The exercise: Transcribe every line from the top down to the line with "import React from 'react';", both ends included, but not the pictures.

Given material:
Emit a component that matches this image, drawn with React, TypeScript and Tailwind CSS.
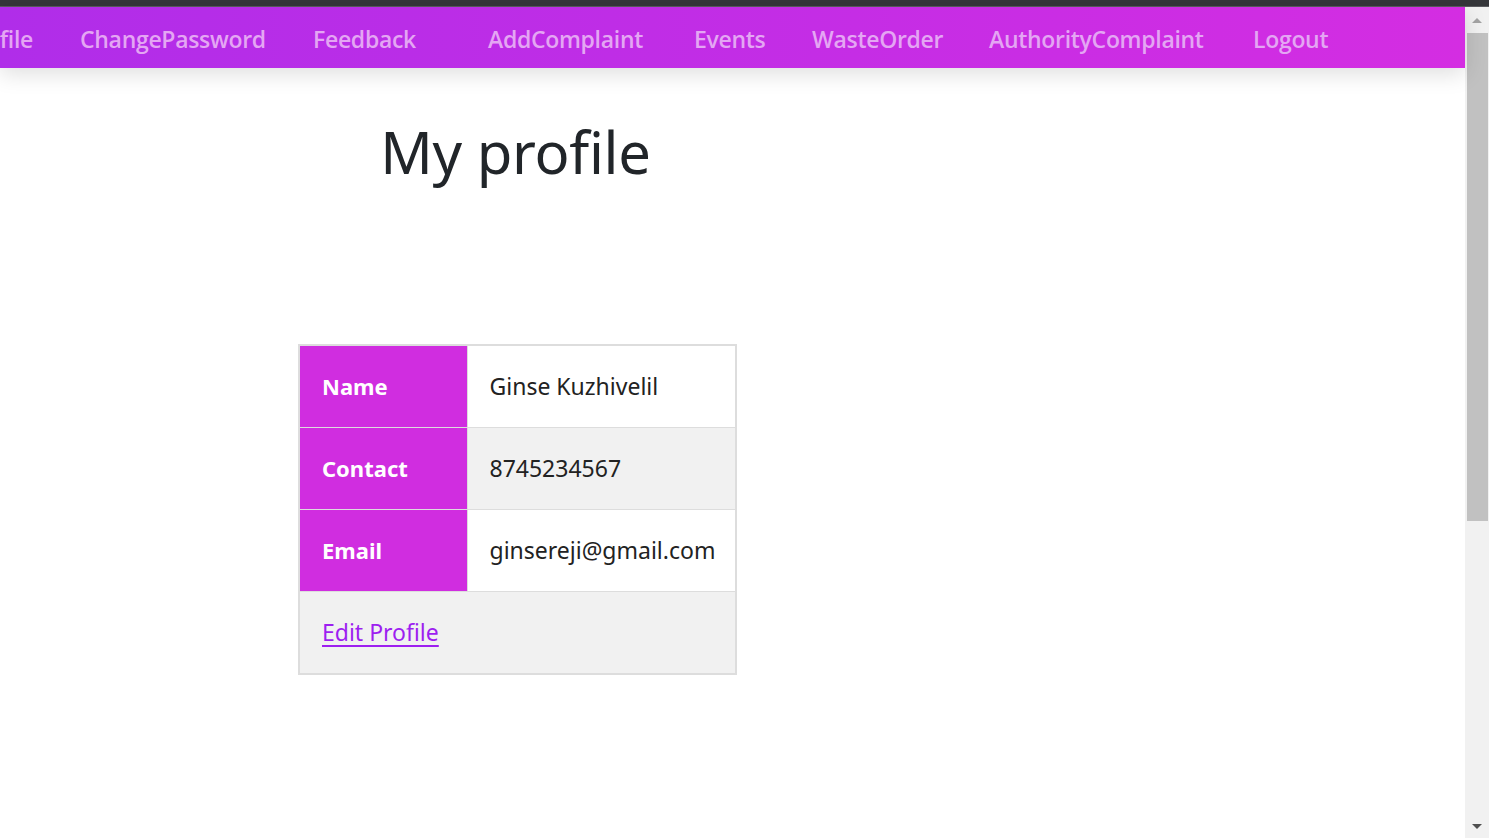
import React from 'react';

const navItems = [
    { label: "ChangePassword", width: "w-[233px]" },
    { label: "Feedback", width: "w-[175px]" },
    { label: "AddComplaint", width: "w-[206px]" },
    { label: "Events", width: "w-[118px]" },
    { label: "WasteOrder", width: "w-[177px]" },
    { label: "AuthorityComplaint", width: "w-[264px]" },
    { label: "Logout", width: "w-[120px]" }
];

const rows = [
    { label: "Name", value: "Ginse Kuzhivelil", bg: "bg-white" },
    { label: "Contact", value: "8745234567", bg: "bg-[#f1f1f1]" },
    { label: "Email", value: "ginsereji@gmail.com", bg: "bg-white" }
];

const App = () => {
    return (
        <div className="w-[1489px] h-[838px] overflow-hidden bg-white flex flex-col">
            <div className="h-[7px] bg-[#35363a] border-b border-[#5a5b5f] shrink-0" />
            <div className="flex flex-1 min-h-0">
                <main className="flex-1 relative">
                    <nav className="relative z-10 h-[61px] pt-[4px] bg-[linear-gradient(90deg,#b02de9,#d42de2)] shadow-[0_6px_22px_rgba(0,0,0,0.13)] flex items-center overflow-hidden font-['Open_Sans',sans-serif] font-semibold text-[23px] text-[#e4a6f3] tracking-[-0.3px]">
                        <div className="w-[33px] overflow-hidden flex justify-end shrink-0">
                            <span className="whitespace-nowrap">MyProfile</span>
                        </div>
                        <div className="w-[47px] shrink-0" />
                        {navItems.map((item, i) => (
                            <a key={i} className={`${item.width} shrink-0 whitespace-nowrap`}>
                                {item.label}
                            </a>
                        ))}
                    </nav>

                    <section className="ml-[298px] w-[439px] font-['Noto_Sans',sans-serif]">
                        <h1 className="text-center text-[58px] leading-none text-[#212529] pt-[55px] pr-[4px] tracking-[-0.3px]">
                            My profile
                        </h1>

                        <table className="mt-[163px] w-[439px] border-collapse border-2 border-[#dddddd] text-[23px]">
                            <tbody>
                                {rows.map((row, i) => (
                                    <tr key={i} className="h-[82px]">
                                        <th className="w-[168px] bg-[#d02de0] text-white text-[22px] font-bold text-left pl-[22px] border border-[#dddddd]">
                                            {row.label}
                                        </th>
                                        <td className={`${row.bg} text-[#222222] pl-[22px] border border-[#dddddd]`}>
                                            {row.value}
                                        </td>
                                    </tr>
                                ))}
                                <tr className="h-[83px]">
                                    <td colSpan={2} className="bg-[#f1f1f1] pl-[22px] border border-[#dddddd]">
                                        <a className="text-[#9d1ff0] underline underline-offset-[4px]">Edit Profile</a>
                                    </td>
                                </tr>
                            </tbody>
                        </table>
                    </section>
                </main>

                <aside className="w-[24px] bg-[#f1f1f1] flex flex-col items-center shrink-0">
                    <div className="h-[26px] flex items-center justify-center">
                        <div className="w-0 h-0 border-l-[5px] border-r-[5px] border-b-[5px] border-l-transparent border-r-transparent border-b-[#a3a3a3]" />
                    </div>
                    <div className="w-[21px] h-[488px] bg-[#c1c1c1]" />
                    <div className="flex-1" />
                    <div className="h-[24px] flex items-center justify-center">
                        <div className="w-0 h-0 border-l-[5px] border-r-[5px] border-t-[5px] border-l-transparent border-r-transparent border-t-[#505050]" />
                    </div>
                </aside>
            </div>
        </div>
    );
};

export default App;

Complete output:
Emit a component that matches this image, drawn with React, TypeScript and Tailwind CSS.
import React from 'react';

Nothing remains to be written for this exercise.